According to Russian media outlets, which think Russian flagships spontaneously combust, claim the ban began on April 13 and didn't discriminate between companies and individuals.
The GitHub accounts of Sberbank Technology, Sberbank AI Lab, and the Alfa Bank Laboratory had their code repositories initially disabled and are now removed from the platform.
Personal accounts suspended on GitHub have their content wiped while all repositories become immediately out of reach, and the same applies to issues and pull requests.
Habr.com reports that some Russian developers contacted GitHub about the suspension and received an email titled 'GitHub and Trade Controls' that explained their account was disabled due to US sanctions.
This email contains a link to a GitHub page explaining the company's policies regarding sanctions and trade controls, which explains how a user can appeal their suspension. This appeal form requires the individual to certify that they do not use their GitHub account on behalf of a sanctioned entity. A developer posted to Twitter saying that he could remove the suspension after filling out the form and that it was due to his previous employer being sanctioned.
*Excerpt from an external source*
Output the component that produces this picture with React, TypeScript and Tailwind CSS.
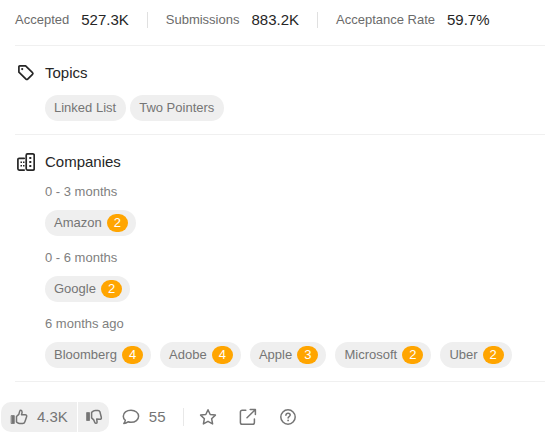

A GitHub blog post in March had promised to ensure the availability of open source services "to all, including developers in Russia."
A GitHub spokesperson explained this weekend that GitHub may be required to restrict some users to comply with US laws.
"We examine government sanctions thoroughly to be certain that users and customers are not impacted beyond what is required by law."
This means suspended private accounts are either affiliated, collaborating, or working with/for sanctioned entities. However, even those who previously worked for a sanctioned company appear to be suspended by mistake. But Russian users could suddenly find their projects wiped and accounts suspended, even if those projects have nothing to do with the sanctioned entities.